Le mot juste est dit : « survivre ». Merci pour cette analyse. En effet, malgré les vicissitudes de l’humain et, trop souvent les agissements de sa part d’obscurité, il fait bon se ressourcer auprès de Mère-Nature aussi encore Dame-Nature. Quel bonheur de regarder dans les yeux ses chats, de les caresser, d’apprécier les mille choses qu’on a à se dire pour mieux se comprendre. Un chat, un chien, un mouton, une vache, quelle différence. Ils participent, communient l’espace de la vie terrestre, de la communication. C’est aussi apprécier un joli parterre de verdure peuplé de mille et une pâquerettes qu’il convient de respecter en ne les écrasant point. Et puis, un ciel bleu, immense, c’est la beauté de la vie. S’écarter des hommes… Il faut bien penser et apprécier l’homme sous peine d’être vite taxé de marginal. Or, quand on observe ce que l’homme fait subir à la nature et, en première ligne aux animaux, on a vite fait de comprendre ce qu’il était capable de faire subir à ses propres congénères. Qu’on ne me dise pas le contraire ! Les guerres, les délations, les vengeances, les meurtres gratuits ou non, les méchancetés, les violences physiques, morales, les psychopathes en tout genre… se trouvent dans toutes couches de la société. Certes, il existe des êtres doux. Néanmoins, le vernis, notamment de la culture se retire facilement. Et on ne parle pas de celui des religions, excellence des assassinats, des tueries hier, comme aujourd’hui. Au nom d’un Dieu d’amour ! Comme dans les abattoirs où hurlent, défèquent, pissent, pleurent chaque jour trois millions de vaches, canards, oies, ânes, chevaux, moutons… C’est cela l’homme ! Avec en prime, ces bonnes âmes complices de ces meurtres qui apprécieront dans leur assiette les angoisses, le cadavre, la mort pour leur palais ! Bref, l’homme dit évolué, dit moderne !

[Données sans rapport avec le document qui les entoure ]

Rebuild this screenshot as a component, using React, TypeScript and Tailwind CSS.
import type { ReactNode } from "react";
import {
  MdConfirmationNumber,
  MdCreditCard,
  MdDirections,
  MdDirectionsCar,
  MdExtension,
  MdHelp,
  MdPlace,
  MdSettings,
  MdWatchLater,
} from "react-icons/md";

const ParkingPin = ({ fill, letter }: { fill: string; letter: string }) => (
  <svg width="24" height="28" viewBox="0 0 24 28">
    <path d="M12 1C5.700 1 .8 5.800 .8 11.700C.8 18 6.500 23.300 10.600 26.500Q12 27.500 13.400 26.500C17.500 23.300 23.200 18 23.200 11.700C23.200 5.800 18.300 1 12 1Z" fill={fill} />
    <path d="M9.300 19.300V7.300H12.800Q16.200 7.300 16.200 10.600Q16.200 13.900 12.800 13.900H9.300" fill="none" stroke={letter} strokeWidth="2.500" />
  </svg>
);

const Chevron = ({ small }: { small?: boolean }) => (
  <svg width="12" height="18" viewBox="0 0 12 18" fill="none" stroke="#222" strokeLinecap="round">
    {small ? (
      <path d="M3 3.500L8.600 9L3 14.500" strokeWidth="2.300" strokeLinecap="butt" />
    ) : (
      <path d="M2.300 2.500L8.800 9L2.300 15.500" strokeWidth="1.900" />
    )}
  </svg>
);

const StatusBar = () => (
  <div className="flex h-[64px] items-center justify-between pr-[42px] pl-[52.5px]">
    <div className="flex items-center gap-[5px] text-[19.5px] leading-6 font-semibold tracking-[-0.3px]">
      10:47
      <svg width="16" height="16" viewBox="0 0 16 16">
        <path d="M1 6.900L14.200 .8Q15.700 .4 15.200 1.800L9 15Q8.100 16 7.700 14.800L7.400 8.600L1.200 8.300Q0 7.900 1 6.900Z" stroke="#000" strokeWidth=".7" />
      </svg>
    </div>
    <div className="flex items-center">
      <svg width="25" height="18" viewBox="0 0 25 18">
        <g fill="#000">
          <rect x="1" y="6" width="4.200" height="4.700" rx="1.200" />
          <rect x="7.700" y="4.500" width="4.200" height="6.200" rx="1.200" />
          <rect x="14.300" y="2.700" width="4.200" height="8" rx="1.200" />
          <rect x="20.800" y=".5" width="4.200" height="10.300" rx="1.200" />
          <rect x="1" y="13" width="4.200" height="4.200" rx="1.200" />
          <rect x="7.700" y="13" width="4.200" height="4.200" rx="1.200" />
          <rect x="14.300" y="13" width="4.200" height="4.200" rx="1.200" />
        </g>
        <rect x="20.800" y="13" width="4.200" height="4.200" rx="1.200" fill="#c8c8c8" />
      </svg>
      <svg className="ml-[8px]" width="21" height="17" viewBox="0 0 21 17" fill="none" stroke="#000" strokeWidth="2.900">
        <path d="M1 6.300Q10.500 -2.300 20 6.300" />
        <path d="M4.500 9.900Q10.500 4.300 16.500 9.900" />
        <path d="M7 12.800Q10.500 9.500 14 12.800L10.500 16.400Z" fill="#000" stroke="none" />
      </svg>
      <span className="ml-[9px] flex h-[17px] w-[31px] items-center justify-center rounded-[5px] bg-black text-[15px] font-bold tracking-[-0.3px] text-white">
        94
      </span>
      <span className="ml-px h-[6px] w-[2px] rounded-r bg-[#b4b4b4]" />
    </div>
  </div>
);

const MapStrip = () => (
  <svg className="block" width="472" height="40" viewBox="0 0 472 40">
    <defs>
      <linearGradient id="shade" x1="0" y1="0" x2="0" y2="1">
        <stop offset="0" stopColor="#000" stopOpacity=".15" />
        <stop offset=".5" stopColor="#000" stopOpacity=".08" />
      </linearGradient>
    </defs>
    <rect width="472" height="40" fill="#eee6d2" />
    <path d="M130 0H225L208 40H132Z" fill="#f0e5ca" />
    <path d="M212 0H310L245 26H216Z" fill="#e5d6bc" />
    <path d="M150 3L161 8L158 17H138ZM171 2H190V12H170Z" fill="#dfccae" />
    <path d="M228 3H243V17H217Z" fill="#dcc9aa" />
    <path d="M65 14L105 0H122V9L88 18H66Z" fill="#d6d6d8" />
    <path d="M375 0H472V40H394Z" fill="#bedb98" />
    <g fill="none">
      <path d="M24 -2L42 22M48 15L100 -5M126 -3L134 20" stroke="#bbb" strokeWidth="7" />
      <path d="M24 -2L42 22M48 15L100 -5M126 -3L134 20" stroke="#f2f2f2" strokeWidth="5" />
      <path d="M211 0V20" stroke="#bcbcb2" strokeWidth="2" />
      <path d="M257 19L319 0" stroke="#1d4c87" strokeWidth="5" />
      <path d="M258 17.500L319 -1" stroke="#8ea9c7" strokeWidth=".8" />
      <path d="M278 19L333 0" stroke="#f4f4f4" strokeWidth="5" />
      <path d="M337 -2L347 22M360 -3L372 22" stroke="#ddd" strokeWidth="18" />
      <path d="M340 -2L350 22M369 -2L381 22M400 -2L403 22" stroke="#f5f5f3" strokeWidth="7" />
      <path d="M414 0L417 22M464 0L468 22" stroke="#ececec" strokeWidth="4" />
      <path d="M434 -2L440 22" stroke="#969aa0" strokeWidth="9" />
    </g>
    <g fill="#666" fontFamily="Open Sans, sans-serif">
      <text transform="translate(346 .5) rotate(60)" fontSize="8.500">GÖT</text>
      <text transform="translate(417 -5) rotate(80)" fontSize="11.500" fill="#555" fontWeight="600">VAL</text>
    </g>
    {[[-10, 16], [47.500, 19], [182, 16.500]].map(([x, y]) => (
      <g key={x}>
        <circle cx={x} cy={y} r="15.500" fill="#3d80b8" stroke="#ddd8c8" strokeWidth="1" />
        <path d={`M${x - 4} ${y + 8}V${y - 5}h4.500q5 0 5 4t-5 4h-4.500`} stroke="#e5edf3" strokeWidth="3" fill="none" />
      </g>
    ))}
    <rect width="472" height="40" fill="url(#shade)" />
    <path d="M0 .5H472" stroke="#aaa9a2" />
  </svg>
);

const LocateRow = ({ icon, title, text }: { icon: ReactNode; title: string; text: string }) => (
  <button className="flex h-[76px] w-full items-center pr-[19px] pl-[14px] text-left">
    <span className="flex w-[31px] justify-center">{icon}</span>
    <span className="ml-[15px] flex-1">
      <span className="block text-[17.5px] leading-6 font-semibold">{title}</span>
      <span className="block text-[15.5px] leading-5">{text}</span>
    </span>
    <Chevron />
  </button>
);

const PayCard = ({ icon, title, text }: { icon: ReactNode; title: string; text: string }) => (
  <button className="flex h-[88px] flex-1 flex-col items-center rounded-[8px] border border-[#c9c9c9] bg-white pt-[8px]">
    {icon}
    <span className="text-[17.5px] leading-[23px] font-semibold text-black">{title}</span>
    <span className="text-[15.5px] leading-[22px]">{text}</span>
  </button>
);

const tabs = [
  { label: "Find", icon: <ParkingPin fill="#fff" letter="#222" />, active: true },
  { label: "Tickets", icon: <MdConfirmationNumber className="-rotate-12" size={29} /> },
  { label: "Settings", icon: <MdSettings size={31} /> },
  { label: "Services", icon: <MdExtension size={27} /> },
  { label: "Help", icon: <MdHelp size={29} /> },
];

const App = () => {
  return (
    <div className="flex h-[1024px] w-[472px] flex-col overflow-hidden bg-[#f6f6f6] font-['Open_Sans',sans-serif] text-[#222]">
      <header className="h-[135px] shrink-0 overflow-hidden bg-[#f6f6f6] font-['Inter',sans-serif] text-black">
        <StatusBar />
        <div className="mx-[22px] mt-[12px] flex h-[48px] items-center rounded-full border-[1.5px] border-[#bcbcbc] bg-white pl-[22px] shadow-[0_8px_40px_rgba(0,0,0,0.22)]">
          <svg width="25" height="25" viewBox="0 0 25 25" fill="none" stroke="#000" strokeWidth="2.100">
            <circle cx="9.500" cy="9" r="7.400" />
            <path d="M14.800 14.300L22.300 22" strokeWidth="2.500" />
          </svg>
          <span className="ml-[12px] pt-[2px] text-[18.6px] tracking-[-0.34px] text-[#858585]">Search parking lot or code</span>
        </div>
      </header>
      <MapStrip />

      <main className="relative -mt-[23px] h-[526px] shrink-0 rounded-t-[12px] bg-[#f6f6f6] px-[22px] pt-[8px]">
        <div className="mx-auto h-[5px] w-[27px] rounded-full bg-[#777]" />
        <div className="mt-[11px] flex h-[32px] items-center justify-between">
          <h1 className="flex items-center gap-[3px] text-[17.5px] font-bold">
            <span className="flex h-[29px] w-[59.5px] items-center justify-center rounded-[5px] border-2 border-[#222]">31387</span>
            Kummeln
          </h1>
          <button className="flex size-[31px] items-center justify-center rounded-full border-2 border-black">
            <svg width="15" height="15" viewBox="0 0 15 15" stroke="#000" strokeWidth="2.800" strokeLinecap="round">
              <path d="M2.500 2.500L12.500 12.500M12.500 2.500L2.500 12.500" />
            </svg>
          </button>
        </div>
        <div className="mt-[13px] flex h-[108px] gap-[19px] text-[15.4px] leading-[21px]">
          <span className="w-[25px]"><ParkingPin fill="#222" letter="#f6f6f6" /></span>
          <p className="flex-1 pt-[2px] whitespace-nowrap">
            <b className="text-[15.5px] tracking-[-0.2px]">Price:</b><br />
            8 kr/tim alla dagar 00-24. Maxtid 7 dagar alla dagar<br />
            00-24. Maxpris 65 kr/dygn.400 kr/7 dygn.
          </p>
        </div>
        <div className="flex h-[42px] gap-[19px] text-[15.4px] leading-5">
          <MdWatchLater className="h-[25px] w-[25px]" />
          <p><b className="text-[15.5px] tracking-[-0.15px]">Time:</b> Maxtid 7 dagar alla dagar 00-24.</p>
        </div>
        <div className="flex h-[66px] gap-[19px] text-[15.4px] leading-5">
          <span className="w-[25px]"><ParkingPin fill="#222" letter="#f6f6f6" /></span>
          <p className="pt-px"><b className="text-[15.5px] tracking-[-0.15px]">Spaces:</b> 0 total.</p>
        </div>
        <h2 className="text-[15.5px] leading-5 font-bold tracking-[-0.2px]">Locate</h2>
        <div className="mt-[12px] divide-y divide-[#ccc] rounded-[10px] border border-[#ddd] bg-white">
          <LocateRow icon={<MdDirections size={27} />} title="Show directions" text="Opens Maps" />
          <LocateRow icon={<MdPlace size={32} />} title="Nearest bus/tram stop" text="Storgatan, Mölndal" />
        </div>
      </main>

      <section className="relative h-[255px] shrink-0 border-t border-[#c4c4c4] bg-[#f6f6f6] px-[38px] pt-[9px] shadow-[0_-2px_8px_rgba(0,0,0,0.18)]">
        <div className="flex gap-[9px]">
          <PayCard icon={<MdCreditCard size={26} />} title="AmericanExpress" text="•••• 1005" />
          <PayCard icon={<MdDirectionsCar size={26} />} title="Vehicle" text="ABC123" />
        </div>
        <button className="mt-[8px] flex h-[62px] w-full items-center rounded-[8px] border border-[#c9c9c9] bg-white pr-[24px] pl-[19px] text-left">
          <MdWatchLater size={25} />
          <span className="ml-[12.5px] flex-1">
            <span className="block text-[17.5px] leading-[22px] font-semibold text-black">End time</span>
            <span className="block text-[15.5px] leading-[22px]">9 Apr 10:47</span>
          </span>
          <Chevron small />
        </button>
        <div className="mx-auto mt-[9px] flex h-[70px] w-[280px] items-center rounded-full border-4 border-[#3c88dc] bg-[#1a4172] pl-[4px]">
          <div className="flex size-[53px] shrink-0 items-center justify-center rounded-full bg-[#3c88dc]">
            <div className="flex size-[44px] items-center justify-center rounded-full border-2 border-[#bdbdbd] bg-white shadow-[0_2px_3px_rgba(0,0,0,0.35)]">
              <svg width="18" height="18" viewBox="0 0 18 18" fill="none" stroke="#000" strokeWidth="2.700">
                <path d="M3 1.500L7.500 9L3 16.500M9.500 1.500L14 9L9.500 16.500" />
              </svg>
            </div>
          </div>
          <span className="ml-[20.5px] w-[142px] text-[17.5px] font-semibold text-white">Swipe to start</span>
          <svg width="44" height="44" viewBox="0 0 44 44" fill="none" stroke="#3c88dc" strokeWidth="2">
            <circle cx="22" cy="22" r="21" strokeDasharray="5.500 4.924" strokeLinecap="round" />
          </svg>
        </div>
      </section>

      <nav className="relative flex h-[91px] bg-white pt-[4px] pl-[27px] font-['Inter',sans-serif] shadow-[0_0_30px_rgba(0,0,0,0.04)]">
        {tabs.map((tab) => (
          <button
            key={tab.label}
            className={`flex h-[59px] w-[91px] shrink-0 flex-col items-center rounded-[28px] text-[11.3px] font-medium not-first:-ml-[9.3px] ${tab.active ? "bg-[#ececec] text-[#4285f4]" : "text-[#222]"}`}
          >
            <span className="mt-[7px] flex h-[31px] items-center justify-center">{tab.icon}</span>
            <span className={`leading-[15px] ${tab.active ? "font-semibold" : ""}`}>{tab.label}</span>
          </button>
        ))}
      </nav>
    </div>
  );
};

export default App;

A l'inverse, on trouve dans votre choix de mots un style romantique, au sens historique du terme, avec cette passion pour la Nature, et cette passion détermine d'ailleurs vos recueils poétiques. Une certaine façon de vivre avec cette Nature existe tout de même à vos yeux, et c'est en Allemagne que vous la trouvez. Bien entendu, vous n'idéalisez pas le pays en tant qu'Etat et régime, mais c'est l'habitat allemand qui vous intéresse, et qui d'ailleurs, dans la façon que vous avez de l'évoquer et de le décrire, ressemble beaucoup à la Comté de Tolkien. Quelle est cette Allemagne qui vous agrée ?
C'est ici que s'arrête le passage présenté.